The court also dismissed without prejudice Ellman's abuse of process claim, determining that despite its label, it was pled as malicious use of process. After providing a comprehensive analysis of both causes of action, the court concluded that it was "not appropriate to institute a suit or file a counterclaim [for malicious use of process] until the litigation has terminated in favor of the party who asserts the . . . action." The court also concluded Ellman had not established any basis for an award of damages.

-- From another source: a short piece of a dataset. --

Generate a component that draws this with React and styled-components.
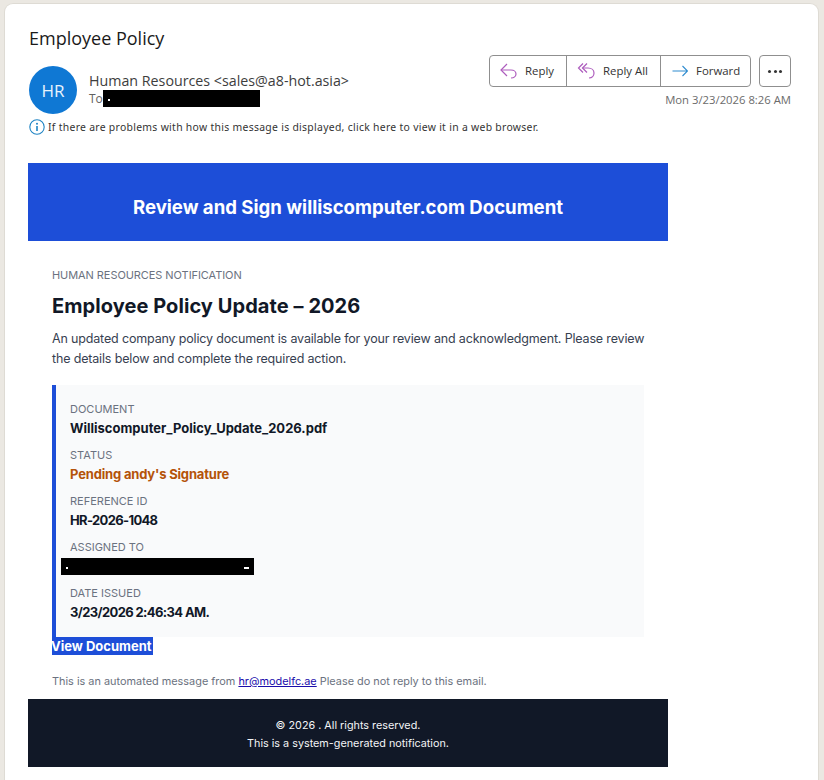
import React from "react";
import styled, { createGlobalStyle } from "styled-components";

const Global = createGlobalStyle`
  html, body { margin: 0; padding: 0; background: #ebe8e2; }
  body { width: 824px; height: 780px; overflow: hidden; }
`;
const Card = styled.div`
  box-sizing: border-box; margin: 3px 5px 0 4px; width: 815px; height: 777px;
  background: #fff; border-radius: 9px 9px 0 0; border: 1px solid #dedbd4; border-bottom: 0;
  padding: 0 27px 0 24px; font-family: "Open Sans", sans-serif; overflow: hidden;
`;
const Subject = styled.h1`
  margin: 0; padding-top: 22px; height: 40px; font-weight: 400; font-size: 18px; line-height: 25px; color: #1a1a1a;
`;
const Header = styled.div`
  display: flex; justify-content: space-between; height: 52px;
`;
const Sender = styled.div`display: flex; gap: 12px;`;
const Avatar = styled.div`
  width: 48px; height: 48px; border-radius: 50%; background: #0f78d4; color: #e8f3fc;
  display: flex; align-items: center; justify-content: center; font-size: 17px;
`;
const SenderInfo = styled.div`padding-top: 5px;`;
const From = styled.div`font-size: 14.25px; line-height: 19px; color: #3d3d3d;`;
const ToLine = styled.div`display: flex; align-items: center; font-size: 12px; line-height: 17px; color: #616161;`;
const Redact = styled.span`
  display: inline-flex; align-items: center; background: #000; height: 17px; width: ${p => p.$w}px;
  justify-content: space-between; padding: 0 5px; box-sizing: border-box;
`;
const Mark = styled.span`
  display: block; background: #fff; width: ${p => p.$w}px; height: 2px; margin-top: 3px;
`;
const Actions = styled.div`display: flex; flex-direction: column; align-items: flex-end; gap: 4px; margin-top: -11px;`;
const ActionRow = styled.div`display: flex; gap: 8px;`;
const BtnGroup = styled.div`
  display: flex; height: 32px; box-sizing: border-box; border: 1px solid #8f8f8f; border-radius: 4px; background: #fff;
`;
const Btn = styled.div`
  display: flex; align-items: center; gap: ${p => p.$gap}px; width: ${p => p.$w}px; box-sizing: border-box; padding-left: ${p => p.$pl}px;
  font-size: 11.4px; color: #333; & + & { border-left: 1px solid #8f8f8f; }
`;
const BtnLabel = styled.span`margin-top: -2px;`;
const MoreBtn = styled.div`
  width: 32px; height: 32px; box-sizing: border-box; border: 1px solid #8f8f8f; border-radius: 4px;
  display: flex; align-items: center; justify-content: center; gap: 2.5px;
`;
const Dot = styled.span`width: 3px; height: 3px; border-radius: 50%; background: #333;`;
const Time = styled.div`font-size: 11.3px; line-height: 17px; color: #6b6b6b;`;
const Notice = styled.div`
  display: flex; align-items: center; gap: 3px; height: 18px; font-size: 10.4px; color: #333; letter-spacing: 0.3px;
  font-family: "Noto Sans", sans-serif;
`;
const Mail = styled.div`width: 640px; margin: 27px 0 0 -1px; font-family: Inter, sans-serif;`;
const Banner = styled.div`
  height: 78px; box-sizing: border-box; padding-top: 9px; background: #1d4ed8; color: #fff; display: flex; align-items: center; justify-content: center;
  font-size: 18.6px; font-weight: 700;
`;
const Body = styled.div`padding: 26px 24px 0;`;
const Eyebrow = styled.div`font-size: 11px; line-height: 16px; color: #6b7280; letter-spacing: -0.07px;`;
const Title = styled.h2`margin: 10px 0 0; font-size: 20px; line-height: 26px; font-weight: 700; color: #111827; letter-spacing: 0.07px;`;
const Intro = styled.p`margin: 10px -4px 0 0; font-size: 12.5px; line-height: 20px; color: #374151; letter-spacing: -0.16px;`;
const Details = styled.div`
  margin-top: 16px; height: 252px; box-sizing: border-box; background: #f9fafb; border-left: 4px solid #1d4ed8;
  padding: 16px 14px 0; display: flex; flex-direction: column; gap: 8px;
`;
const Field = styled.div`height: 38px;`;
const Label = styled.div`font-size: 11px; line-height: 16px; color: #6b7280;`;
const Value = styled.div`
  margin-top: 2px; font-size: 13px; line-height: 19px; font-weight: 700; color: ${p => p.$c || "#111827"};
  letter-spacing: ${p => p.$ls || 0}px;
`;
const RedactRow = styled.div`margin: -2px 0 0 -9px;`;
const ViewLink = styled.div`
  display: inline-block; background: #1d4ed8; color: #fff; font-size: 13px; font-weight: 700; line-height: 18px; vertical-align: top;
  text-indent: -1px; padding-right: 1px;
`;
const Foot = styled.p`margin: 16px 0 0; font-size: 10.9px; line-height: 16px; color: #6b7280; a { color: #1a0dab; }`;
const Footer = styled.div`
  height: 68px; margin-top: 10px; box-sizing: border-box; padding-top: 18px; background: #111827; color: #f3f4f6; text-align: center;
  font-size: 10.8px; line-height: 18px;
`;

const ReplyIcon = ({ all }) => (
  <svg width="20" height="18" viewBox="0 0 20 18" fill="none" stroke="#ad5cbd" strokeWidth="1.2">
    {all ? (
      <>
        <path d="M6 1.5 1.5 6 6 10.5" />
        <path d="M10 1.5 5.5 6l4.5 4.5" />
        <path d="M5.5 6H11c3.5 0 6 2 6 5 0 2.8-2 5-5 5" />
      </>
    ) : (
      <>
        <path d="M8 2 2 8l6 6" />
        <path d="M2 8h10c3 0 5 1.8 5 4s-2 4-5 4" />
      </>
    )}
  </svg>
);
const ForwardIcon = () => (
  <svg width="16" height="12" viewBox="0 0 16 12" fill="none" stroke="#2f8ccf" strokeWidth="1.1">
    <path d="M.5 6h15M10.5 1l5 5-5 5" />
  </svg>
);
const InfoIcon = () => (
  <svg width="16" height="16" viewBox="0 0 16 16" fill="none">
    <circle cx="8" cy="8" r="7.2" stroke="#1f84c4" strokeWidth="1.1" />
    <circle cx="8" cy="4.8" r="1" fill="#1f84c4" />
    <path d="M8 7v5" stroke="#1f84c4" strokeWidth="1.6" />
  </svg>
);

const fields = [
  ["DOCUMENT", "Williscomputer_Policy_Update_2026.pdf"],
  ["STATUS", "Pending andy's Signature", "#b45309", -0.17],
  ["REFERENCE ID", "HR-2026-1048", null, -0.66],
  ["ASSIGNED TO", null],
  ["DATE ISSUED", "3/23/2026 2:46:34 AM.", null, -0.62],
];

export default function App() {
  return (
    <>
      <Global />
      <Card>
        <Subject>Employee Policy</Subject>
        <Header>
          <Sender>
            <Avatar>HR</Avatar>
            <SenderInfo>
              <From>Human Resources &lt;sales@a8-hot.asia&gt;</From>
              <ToLine>To<Redact $w={157}><Mark $w={2} /></Redact></ToLine>
            </SenderInfo>
          </Sender>
          <Actions>
            <ActionRow>
              <BtnGroup>
                <Btn $w={76} $pl={9} $gap={6}><ReplyIcon /><BtnLabel>Reply</BtnLabel></Btn>
                <Btn $w={94} $pl={10} $gap={6}><ReplyIcon all /><BtnLabel>Reply All</BtnLabel></Btn>
                <Btn $w={90} $pl={11} $gap={8}><ForwardIcon /><BtnLabel>Forward</BtnLabel></Btn>
              </BtnGroup>
              <MoreBtn><Dot /><Dot /><Dot /></MoreBtn>
            </ActionRow>
            <Time>Mon 3/23/2026 8:26 AM</Time>
          </Actions>
        </Header>
        <Notice><InfoIcon />If there are problems with how this message is displayed, click here to view it in a web browser.</Notice>
        <Mail>
          <Banner>Review and Sign williscomputer.com Document</Banner>
          <Body>
            <Eyebrow>HUMAN RESOURCES NOTIFICATION</Eyebrow>
            <Title>Employee Policy Update – 2026</Title>
            <Intro>An updated company policy document is available for your review and acknowledgment. Please review the details below and complete the required action.</Intro>
            <Details>
              {fields.map(([l, v, c, ls]) => (
                <Field key={l}>
                  <Label>{l}</Label>
                  {v ? <Value $c={c} $ls={ls}>{v}</Value> : <RedactRow><Redact $w={193}><Mark $w={2} /><Mark $w={5} /></Redact></RedactRow>}
                </Field>
              ))}
            </Details>
            <ViewLink>View Document</ViewLink>
            <Foot>This is an automated message from <a href="#">hr@modelfc.ae</a> Please do not reply to this email.</Foot>
          </Body>
          <Footer>© 2026 . All rights reserved.<br />This is a system-generated notification.</Footer>
        </Mail>
      </Card>
    </>
  );
}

Ellman argues that it was error for the court to dismiss the case under Rule 4:37-2(b) after he rested. He maintains that the trial court admitted his invoices into evidence, and curtailed his examination of witnesses by repeatedly telling him that he had established a prima facie case. Plaintiffs respond that the invoices were not admitted into evidence and therefore the trial court correctly concluded that Ellman had not established a prima facie case.
A court may grant a defendant's motion "for dismissal of the action . . . on the ground that upon the facts and upon the law the plaintiff has shown no right to relief." R. 4:37-2(b). Such motions shall be denied if the evidence, together with the legitimate inferences therefrom, could sustain a judgment in plaintiff's favor. Ibid. The "rule requires denial of the defendant's motion for involuntary dismissal at the close of plaintiff's case, . . . if the plaintiff has shown a prima facie case, i.e., any evidence including all favorable inferences to be drawn therefrom which can sustain a judgment in plaintiff's favor." Pressler & Verniero, Current N.J. Court Rules, comment
2.1 on R. 4:37-2(b) (2011).
Here, during Ellman's direct examination of a witness, the trial court curtailed the examination and suggested that the parties proceed with plaintiffs' setoff claims because Ellman had established a prima facie case. The court had previously admitted defendants' invoices into evidence subject to Ellman laying a proper foundation. The court's conditional admission of the documents into evidence, coupled with its repeatedly telling Ellman that he had established a prima facie case and that the parties should move on to the presentation of plaintiffs' setoff proofs, likely caused Ellman to believe that the invoices had been admitted into evidence and that he had submitted sufficient proofs to establish his "book account" claim.
Had the invoices been admitted into evidence, Ellman's proofs would likely have been sufficient to establish a prima facie case, either of breach of contract or a "book account." The gravamen of Ellman's cause of action was UCI's alleged debt to NAC for services rendered, which remained due and owing at the time NAC sold the debt to him. Nonetheless, we need not reach that issue. We conclude that the statements of the trial court likely caused Ellman to terminate his proofs and believe, as the trial court stated, that he had established a prima facie case. The subsequent ruling at the close of Ellman's proofs, that he had not established a prima facie case, was inconsistent with the court's previous statements.
Ellman also claims the trial court curtailed his right to present various tort claims, including his claim for abuse of process. That argument does not warrant discussion in a written opinion. R. 2:11-3(e)(1)(E).
Affirmed in part, reversed in part, and remanded. We do not retain jurisdiction.